Soap adds a chemical advantage: its surfactants act like tiny magnets that grab onto oils, dirt, and microbes that cling to your skin. Your hands are naturally coated in oils, and many germs sit embedded in that oily layer. Water alone can’t dissolve oil effectively, which is why a water-only rinse leaves behind a larger share of contamination. Soap lifts that oily layer off the skin and suspends the germs in water so they wash away. The CDC notes that people also tend to scrub more thoroughly when using soap, which adds a secondary mechanical benefit.
How Much Better Is Soap?
The gap between water-only and soap-and-water washing is real but varies depending on what you’re trying to remove. For bacteria, soap clearly wins. In a study where volunteers contaminated their hands with fecal bacteria, water alone left 23% of samples still positive for bacteria. Soap and water dropped that to 8%. For one specific type of gut bacteria (Enterococcus), the difference was even more dramatic: 15% of samples remained positive after water-only washing versus just 3% with soap.
For viruses, the picture is more nuanced. A study testing both enveloped viruses (the type with a fatty outer shell, like influenza and coronaviruses) and non-enveloped viruses (hardier types without that shell) found that washing with water only for 20 seconds produced germ removal rates statistically similar to soap and water for both virus types. The researchers found no significant difference between the methods. This suggests that for viruses, the mechanical action of rubbing and rinsing may matter more than the soap itself.
That said, this was a controlled lab study. In real-world conditions, where hands may be visibly soiled, greasy, or heavily contaminated, soap’s ability to cut through oils likely provides a more consistent and reliable clean.
Water Temperature Does Not Matter
If you’ve ever cranked the faucet to hot thinking it would help kill germs, the evidence says otherwise. Multiple studies have tested hand washing at temperatures ranging from about 40°F to 130°F and found no difference in how many germs were removed. This held true with both plain soap and antibacterial soap.
The reason is simple math. Common bacteria like E. coli and Salmonella survive at temperatures up to 131°F for over ten minutes. Staph bacteria need 50-plus minutes at 140°F to be eliminated. Water hot enough to kill these organisms in a reasonable time frame would cause severe burns within seconds.

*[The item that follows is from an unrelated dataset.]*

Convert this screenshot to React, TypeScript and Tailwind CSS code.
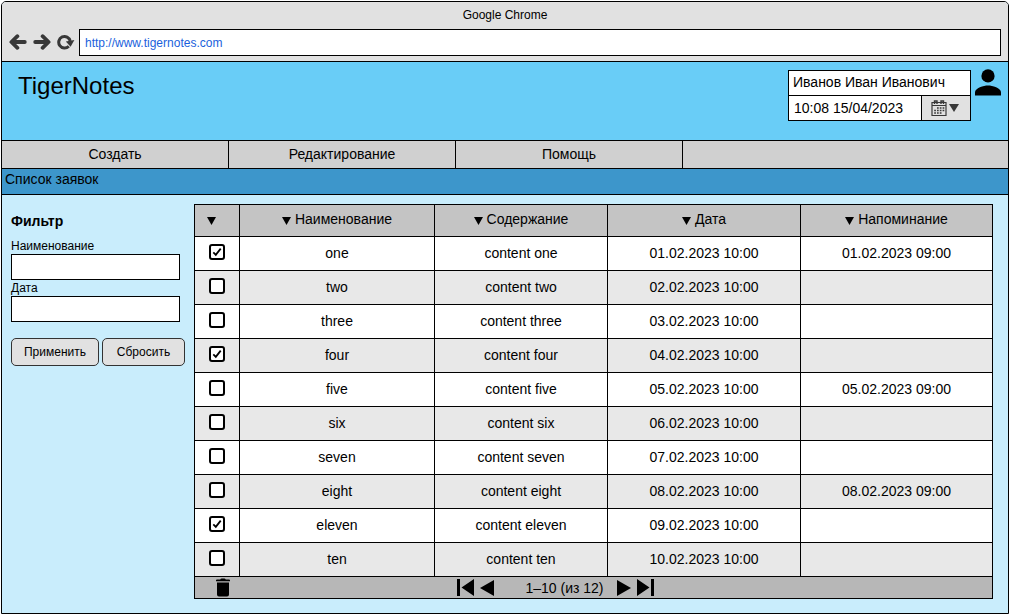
import React, { useState } from "react";

type Row = { name: string; content: string; date: string; reminder?: string; done?: boolean };

const initialRows: Row[] = [
  { name: "one", content: "content one", date: "01.02.2023 10:00", reminder: "01.02.2023 09:00", done: true },
  { name: "two", content: "content two", date: "02.02.2023 10:00" },
  { name: "three", content: "content three", date: "03.02.2023 10:00" },
  { name: "four", content: "content four", date: "04.02.2023 10:00", done: true },
  { name: "five", content: "content five", date: "05.02.2023 10:00", reminder: "05.02.2023 09:00" },
  { name: "six", content: "content six", date: "06.02.2023 10:00" },
  { name: "seven", content: "content seven", date: "07.02.2023 10:00" },
  { name: "eight", content: "content eight", date: "08.02.2023 10:00", reminder: "08.02.2023 09:00" },
  { name: "eleven", content: "content eleven", date: "09.02.2023 10:00", done: true },
  { name: "ten", content: "content ten", date: "10.02.2023 10:00" },
];

const menu = ["Создать", "Редактирование", "Помощь"];
const columns = ["Наименование", "Содержание", "Дата", "Напоминание"];

function Triangle() {
  return (
    <svg viewBox="0 0 9 8" className="h-2 w-[9px] shrink-0" aria-hidden="true">
      <path d="M0 0h9L4.5 8z" />
    </svg>
  );
}

function Arrow({ flip = false }: { flip?: boolean }) {
  return (
    <svg viewBox="0 0 18 16" className={flip ? "h-4 w-[18px] rotate-180" : "h-4 w-[18px]"} fill="none" stroke="#383838" strokeWidth="3.8" strokeLinecap="round" strokeLinejoin="round" aria-hidden="true">
      <path d="M8.4 2.2L2.4 8l6 5.8M3 8h12.8" />
    </svg>
  );
}

function Check({ label, defaultChecked }: { label: string; defaultChecked?: boolean }) {
  const [on, setOn] = useState(!!defaultChecked);
  return (
    <span className="grid size-4 place-items-center">
      <input
        type="checkbox"
        aria-label={label}
        checked={on}
        onChange={() => setOn(!on)}
        className="col-start-1 row-start-1 size-4 appearance-none rounded-[3px] border-2 border-black bg-white"
      />
      {on && (
        <svg viewBox="0 0 16 16" className="pointer-events-none col-start-1 row-start-1 size-4" fill="none" stroke="#000" strokeWidth="1.8" aria-hidden="true">
          <path d="M4.3 8.4L6.8 10.8l4.9-6.2" />
        </svg>
      )}
    </span>
  );
}

function Field({ id, label }: { id: string; label: string }) {
  return (
    <div>
      <label htmlFor={id} className="block text-xs leading-4">{label}</label>
      <input id={id} type="text" className="block h-[26px] w-full border border-black bg-white px-1 text-xs" />
    </div>
  );
}

export default function App() {
  return (
    <div className="pt-px pr-0.5 pb-px pl-px font-['Liberation_Sans',Arial,sans-serif] text-sm text-black">
      <div className="overflow-hidden rounded-t-[5px] border border-black bg-[#c9edfc]">
        <div className="border-b border-black bg-[#e1e1e1] px-[7px] pb-[5px]">
          <div className="flex h-[27px] items-center justify-center pb-0.5 text-xs">Google Chrome</div>
          <div className="flex items-center">
            <div className="flex items-center gap-1.5 pr-1 pb-0.5">
              <button type="button" aria-label="Назад"><Arrow /></button>
              <button type="button" aria-label="Вперёд"><Arrow flip /></button>
              <button type="button" aria-label="Обновить">
                <svg viewBox="0 0 18 16" className="h-4 w-[18px]" aria-hidden="true">
                  <path d="M11.8 12.2A5.8 5.8 0 1 1 13.2 7" fill="none" stroke="#383838" strokeWidth="3" />
                  <path d="M8.8 7.4L17.4 6l-3.8 6.8z" fill="#383838" />
                </svg>
              </button>
            </div>
            <input
              type="text"
              aria-label="Адрес"
              defaultValue="http://www.tigernotes.com"
              className="h-[27px] min-w-0 flex-1 border border-black bg-white px-[5px] text-xs text-[#1a5fdc]"
            />
          </div>
        </div>

        <header className="flex h-[79px] items-start justify-between border-b border-black bg-[#69cdf7] pr-[7px] pl-4">
          <h1 className="pt-2.5 text-2xl leading-7">TigerNotes</h1>
          <div className="flex items-start gap-1">
            <div className="mt-2 w-[183px] border border-black bg-white">
              <div className="flex h-[25px] items-center border-b border-black px-1 pb-0.5">Иванов Иван Иванович</div>
              <div className="flex h-6">
                <div className="flex flex-1 items-center border-r border-black px-[5px]">10:08 15/04/2023</div>
                <button type="button" aria-label="Выбрать дату" className="flex w-12 items-center justify-center gap-0.5 bg-[#e1e1e1] pr-0.5">
                  <svg viewBox="0 0 16 16" className="size-4" fill="none" stroke="#383838" aria-hidden="true">
                    <path d="M1 2.5h14v13H1zM1 5.5h14" strokeWidth="1.2" />
                    <path d="M3.5 4V1h2.5v3M10 4V1h2.5v3" strokeWidth="1.4" />
                    <path d="M6 8h7.7M3.2 10.5h10.5M3.2 13h7.7" strokeWidth="1.6" strokeDasharray="1.7 1.1" />
                  </svg>
                  <svg viewBox="0 0 10 8" className="h-2 w-2.5" fill="#383838" aria-hidden="true"><path d="M0 0h10L5 8z" /></svg>
                </button>
              </div>
            </div>
            <svg viewBox="0 0 26 27" className="mt-[7px] h-[27px] w-[26px]" aria-label="Профиль" role="img">
              <circle cx="13" cy="6.9" r="6.6" />
              <path d="M0 26.5v-3.2C0 19 8.7 16.5 13 16.5S26 19 26 23.3v3.2z" />
            </svg>
          </div>
        </header>

        <nav className="flex h-7 border-b border-black bg-[#d0d0d0]">
          {menu.map((item) => (
            <a key={item} href="#" className="flex w-[227px] items-center justify-center border-r border-black pb-0.5">{item}</a>
          ))}
        </nav>

        <h2 className="h-[26px] border-b border-black bg-[#3d96cb] px-[3px] pt-0.5 leading-4">Список заявок</h2>

        <div className="flex items-start pr-[15px] pb-3.5">
          <form className="w-48 shrink-0 pt-[18px] pl-[9px]" onSubmit={(e) => e.preventDefault()}>
            <h3 className="pb-[9px] text-sm leading-4 font-bold">Фильтр</h3>
            <div className="w-[169px]">
              <Field id="filter-name" label="Наименование" />
              <Field id="filter-date" label="Дата" />
            </div>
            <div className="flex gap-[3px] pt-4">
              <button type="submit" className="h-7 w-[88px] rounded-[5px] border border-[#333] bg-[#e1e1e1] text-xs">Применить</button>
              <button type="reset" className="h-7 w-[83px] rounded-[5px] border border-[#333] bg-[#e1e1e1] text-xs">Сбросить</button>
            </div>
          </form>

          <div className="min-w-0 flex-1 pt-[9px]">
            <table className="w-full table-fixed border-collapse text-center">
              <colgroup>
                <col className="w-[45px]" />
                <col className="w-[195px]" />
                <col className="w-[173px]" />
                <col className="w-[193px]" />
                <col />
              </colgroup>
              <thead>
                <tr className="h-8 bg-[#c4c4c4]">
                  <th className="border border-black p-0" aria-label="Выбор">
                    <button type="button" aria-label="Сортировать" className="flex pl-3"><Triangle /></button>
                  </th>
                  {columns.map((c) => (
                    <th key={c} className="border border-black p-0 pb-0.5 font-normal">
                      <button type="button" className="inline-flex items-center gap-1">
                        <span className="pt-1"><Triangle /></span>{c}
                      </button>
                    </th>
                  ))}
                </tr>
              </thead>
              <tbody>
                {initialRows.map((r) => (
                  <tr key={r.name} className="h-[34px] bg-white even:bg-[#e8e8e8]">
                    <td className="border border-black p-0 pb-1 pl-3.5"><Check label={r.name} defaultChecked={r.done} /></td>
                    <td className="border border-black p-0 pb-0.5">{r.name}</td>
                    <td className="border border-black p-0 pb-0.5">{r.content}</td>
                    <td className="border border-black p-0 pb-0.5">{r.date}</td>
                    <td className="border border-black p-0 pb-0.5">{r.reminder}</td>
                  </tr>
                ))}
              </tbody>
            </table>
            <div className="grid h-[22px] grid-cols-[1fr_auto_1fr] items-center border border-t-0 border-black bg-[#b7b7b7]">
              <button type="button" aria-label="Удалить" className="ml-5 w-4">
                <svg viewBox="0 0 16 19" className="h-[19px] w-4" aria-hidden="true">
                  <path d="M1 2.4q0-.8 1-.8h3.2q.6-1 1.5-1h2.6q.9 0 1.5 1H14q1 0 1 .8v.8H1zM2 4.4h12v12.2q0 2-2 2H4q-2 0-2-2z" />
                </svg>
              </button>
              <div className="flex items-center pr-[76px]">
                <button type="button" aria-label="Первая страница">
                  <svg viewBox="0 0 17 17" className="size-[17px]" aria-hidden="true"><path d="M0 0h3v17H0zM17 0v17L4.5 8.5z" /></svg>
                </button>
                <button type="button" aria-label="Предыдущая страница" className="ml-1.5">
                  <svg viewBox="0 0 14 16" className="h-4 w-3.5" aria-hidden="true"><path d="M14 0v16L0 8z" /></svg>
                </button>
                <span className="mr-[13px] ml-[31px]">1–10 (из 12)</span>
                <button type="button" aria-label="Следующая страница">
                  <svg viewBox="0 0 14 16" className="h-4 w-3.5" aria-hidden="true"><path d="M0 0v16l14-8z" /></svg>
                </button>
                <button type="button" aria-label="Последняя страница" className="ml-1.5">
                  <svg viewBox="0 0 17 17" className="size-[17px]" aria-hidden="true"><path d="M14 0h3v17h-3zM0 0v17l12.5-8.5z" /></svg>
                </button>
              </div>
            </div>
          </div>
        </div>
      </div>
    </div>
  );
}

A 2013 review concluded that warm water should not be recommended for its germ-killing properties, a position echoed by the World Health Organization.
Cold water works just as well as warm water for hand washing. Use whatever temperature is comfortable.
When Water Alone Is Your Best Option
If you’re somewhere without soap, washing with water is still worth doing. Reducing bacterial contamination by roughly half is a meaningful improvement over not washing at all, especially before eating or after using the bathroom. The key is to wash thoroughly: rub all surfaces of your hands, including between your fingers and under your nails, for at least 20 seconds under running water.
Duration matters more for some germs than others. Research found that cutting wash time short had no effect on removal of enveloped viruses but did reduce the removal of non-enveloped viruses. So if water is all you have, a longer, more vigorous scrub partially compensates for the lack of soap.
What About Hand Sanitizer?
Alcohol-based hand sanitizer is often suggested as a backup when soap and water aren’t available. It works well against enveloped viruses (the category that includes flu and COVID), but lab testing shows it is not effective against non-enveloped viruses like norovirus. Water-only washing, by contrast, showed similar removal rates for both virus types. So in situations where norovirus or similar hardy pathogens are a concern, even a water-only rinse may outperform hand sanitizer.
For everyday use, soap and water remains the gold standard. Antibacterial soap offers no additional benefit for consumers over regular plain soap, according to the CDC. The surfactant action of any soap, combined with 20 seconds of rubbing and rinsing, is the most reliable way to get your hands clean.